Mudar, cortando com a demagogia das promessas e fazendo a pedagogia do mundo, dos seus reais problemas e das suas possibilidades efetivas. Mudar, acabando com as lengalengas da globalização e a competitividade da Europa e da dívida, que já ninguém ouve e apenas dão força a todo o tipo de demagogia que alastra pela União Europeia.
Mudar, compreendendo que a raiz dos nossos impasses, aquilo que verdadeiramente nos impede de resolver os nossos problemas, está na verdade numa construção europeia que se apoia cada vez mais em procedimentos oligárquicos, subalternizando cada vez mais a democracia a uma obscura teia de normas económicas e jurídicas. Para se pôr fim ao ilusionismo político, que nos manieta individual e sobretudo coletivamente, temos de deixar de estar reféns da multifacetada impotência fabricada que, identificando o pós-nacional com o pós-político, na verdade esvazia os aparelhos políticos nacionais de toda a potência e de toda a substância.
É de resto por isto que a chamada crise da democracia é muito mais grave e aguda na União Europeia do que nos EUA. As instituições europeias - seja o Parlamento Europeu, a Comissão, o Tribunal de Justiça ou o BCE - foram completamente ultrapassadas pelos acontecimentos e pela história.
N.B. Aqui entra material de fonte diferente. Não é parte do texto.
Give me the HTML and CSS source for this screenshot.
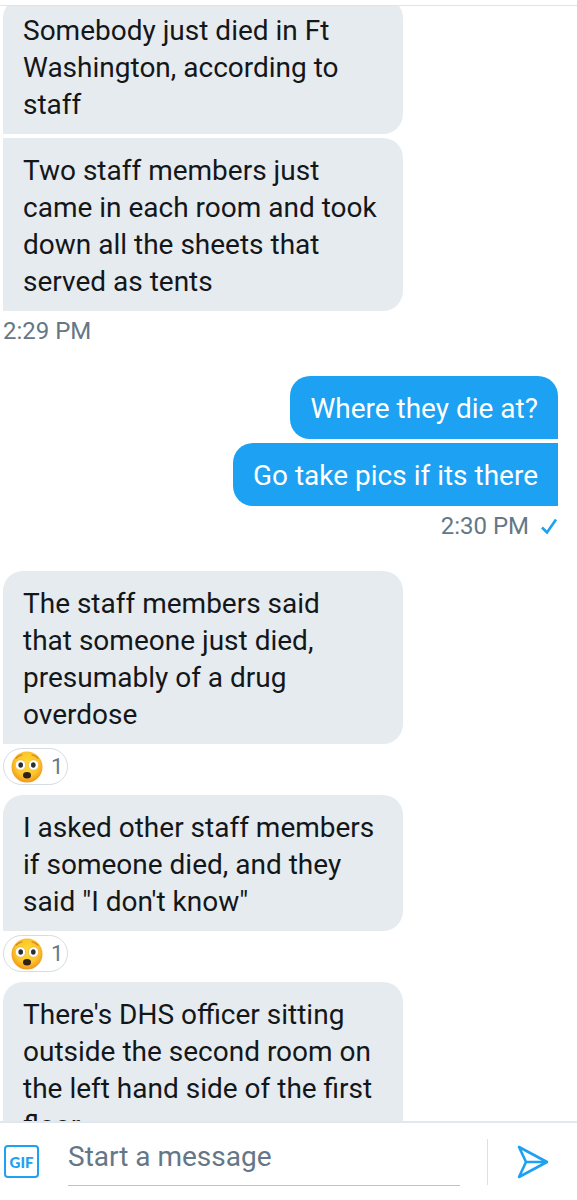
FILE: index.html
```html
<!DOCTYPE html>
<html lang="en">
<head>
<meta charset="utf-8">
<meta name="viewport" content="width=device-width, initial-scale=1">
<title>Messages</title>
<link rel="stylesheet" href="styles.css">
</head>
<body>
<svg class="defs" aria-hidden="true">
  <defs>
    <radialGradient id="skin" cx="50%" cy="42%" r="56%">
      <stop offset="0" stop-color="#ffdc35"/>
      <stop offset="0.65" stop-color="#fdc82b"/>
      <stop offset="1" stop-color="#f19a1e"/>
    </radialGradient>
    <symbol id="flushed" viewBox="0 0 32 32">
      <circle cx="16" cy="16" r="15.5" fill="url(#skin)"/>
      <path d="M5 7.200Q7.500 4.500 11 3.800M21 3.800Q24.500 4.500 27 7.200" fill="none" stroke="#d98a1c" stroke-width="1.300" stroke-linecap="round"/>
      <circle cx="9.500" cy="14" r="5.200" fill="#fff" stroke="#e8a224" stroke-width="0.600"/>
      <circle cx="22.500" cy="14" r="5.200" fill="#fff" stroke="#e8a224" stroke-width="0.600"/>
      <ellipse cx="9.700" cy="14" rx="2.300" ry="2.700" fill="#2b2f33"/>
      <ellipse cx="22.300" cy="14" rx="2.300" ry="2.700" fill="#2b2f33"/>
      <ellipse cx="16" cy="24.200" rx="4" ry="3.200" fill="#30201c"/>
    </symbol>
  </defs>
</svg>
<div class="app">
  <header class="topbar"></header>
  <main class="thread">
    <div class="messages">
      <section class="group">
        <p class="bubble">Somebody just died in Ft Washington, according to staff</p>
        <p class="bubble">Two staff members just came in each room and took down all the sheets that served as tents</p>
        <time class="stamp">2:29 PM</time>
      </section>
      <section class="group sent">
        <p class="bubble">Where they die at?</p>
        <p class="bubble">Go take pics if its there</p>
        <div class="stamp"><time>2:30 PM</time>
          <svg class="check" viewBox="0 0 18 18" aria-label="Seen"><path d="M2 9.500L7 14.500L16 1.500" fill="none" stroke="#1da1f2" stroke-width="2.600"/></svg>
        </div>
      </section>
      <section class="group">
        <p class="bubble">The staff members said<br>that someone just died, presumably of a drug overdose</p>
        <button class="reaction" type="button"><svg class="emoji" aria-label="Flushed face"><use href="#flushed"/></svg><span>1</span></button>
        <p class="bubble">I asked other staff members if someone died, and they said "I don't know"</p>
        <button class="reaction" type="button"><svg class="emoji" aria-label="Flushed face"><use href="#flushed"/></svg><span>1</span></button>
        <p class="bubble">There's DHS officer sitting outside the second room on the left hand side of the first floor</p>
      </section>
    </div>
  </main>
  <form class="composer">
    <button class="gif" type="button">GIF</button>
    <input class="field" type="text" placeholder="Start a message" aria-label="Start a message">
    <div class="send-area">
      <button class="send" type="button" aria-label="Send">
        <svg viewBox="0 0 32 34"><path d="M2 2L30 17L2 32L9 17ZM9 17H30" fill="none" stroke="#1da1f2" stroke-width="2.600" stroke-linejoin="round"/></svg>
      </button>
    </div>
  </form>
</div>
</body>
</html>
```
FILE: styles.css
```css
* {
  box-sizing: border-box;
}

body {
  margin: 0;
  background: #fff;
  color: #14171a;
  font-family: Roboto, "Liberation Sans", sans-serif;
  font-size: 28px;
  line-height: 37px;
}

button,
input {
  font-family: inherit;
  padding: 0;
  border: 0;
  background: none;
}

.defs {
  position: absolute;
  width: 0;
  height: 0;
}

.app {
  display: flex;
  flex-direction: column;
  height: 100vh;
}

.topbar {
  flex: none;
  height: 6px;
  border-bottom: 1px solid #dfe4e8;
}

.thread {
  flex: 1;
  min-height: 0;
  overflow: hidden;
}

/* The thread is scrolled slightly past the top of its first message. */
.messages {
  display: flex;
  flex-direction: column;
  gap: 28px;
  margin-top: -8px;
  padding: 0 19px 0 3px;
}

.group {
  display: flex;
  flex-direction: column;
  align-items: flex-start;
  gap: 4px;
}

.bubble {
  width: 400px;
  max-width: 100%;
  margin: 0;
  padding: 14px 20px 11px;
  border-radius: 20px 20px 20px 0;
  background: #e6ebef;
}

.group .bubble:not(:first-child) {
  border-top-left-radius: 0;
}

.group .bubble:not(:last-child) {
  border-bottom-left-radius: 0;
}

.reaction + .bubble.bubble {
  margin-top: 6px;
  border-top-left-radius: 20px;
}

.sent {
  align-items: flex-end;
}

.sent .bubble.bubble {
  width: auto;
  padding-bottom: 12px;
  border-radius: 20px 0 0 20px;
  background: #1da1f2;
  color: #fff;
}

.sent .bubble.bubble:first-child {
  border-top-right-radius: 20px;
}

.stamp {
  display: flex;
  align-items: center;
  gap: 11px;
  height: 33px;
  color: #657786;
  font-size: 24px;
}

.check {
  width: 18px;
  height: 18px;
}

.reaction {
  display: flex;
  align-items: center;
  gap: 8px;
  width: 65px;
  height: 37px;
  padding: 0 0 0 7px;
  border: 1px solid #d5dce2;
  border-radius: 19px;
  color: #657786;
  font-size: 22px;
}

.emoji {
  width: 32px;
  height: 32px;
}

.composer {
  display: flex;
  flex: none;
  align-items: center;
  height: 79px;
  padding-left: 4px;
  border-top: 2px solid #e1e8ed;
}

.gif {
  width: 35px;
  height: 33px;
  border: 2px solid #1da1f2;
  border-radius: 4px;
  color: #1da1f2;
  font-family: Lato, sans-serif;
  font-size: 15px;
  font-weight: 900;
}

.field {
  flex: 1;
  min-width: 0;
  height: 50px;
  margin: 0 27px 2px 29px;
  padding-bottom: 8px;
  border-bottom: 1px solid #b5c5d0;
  border-radius: 0;
  font-size: 28px;
}

.field::placeholder {
  color: #657786;
  opacity: 1;
}

.send-area {
  display: flex;
  align-items: center;
  justify-content: center;
  width: 90px;
  height: 46px;
  border-left: 1px solid #dbe2e7;
}

.send {
  width: 32px;
  height: 34px;
}

.send svg {
  display: block;
}
```
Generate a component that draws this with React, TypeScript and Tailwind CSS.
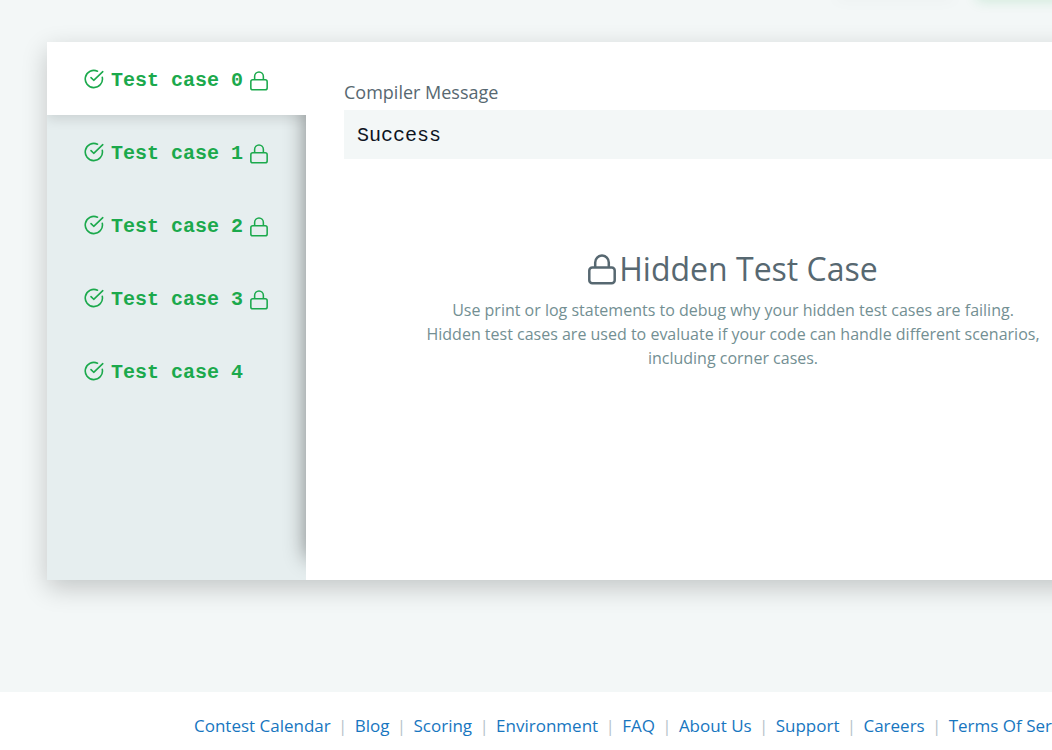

Como Marcel Gauchet afirmou recentemente, a construção europeia, em vez de diminuir, "amplifica os problemas já visíveis no interior das democracias. Ela tira à decisão política o pouco de efetividade que ela ainda podia esperar conservar no interior dos espaços nacionais. Ela é animada por uma vontade pós-política, a de reduzir a democracia ao mais amplo exercício político das liberdades individuais. Claro que estas são sempre um importante componente da democracia, mas esta consiste essencialmente, antes de tudo o mais, na capacidade de fazer escolhas coletivas. Mas para isso é preciso um quadro em que elas possam ser efetuadas por pessoas conscientes do significado dessas escolhas. Ora, a Europa não é, não tem esse quadro." É isto, nem mais, nem menos.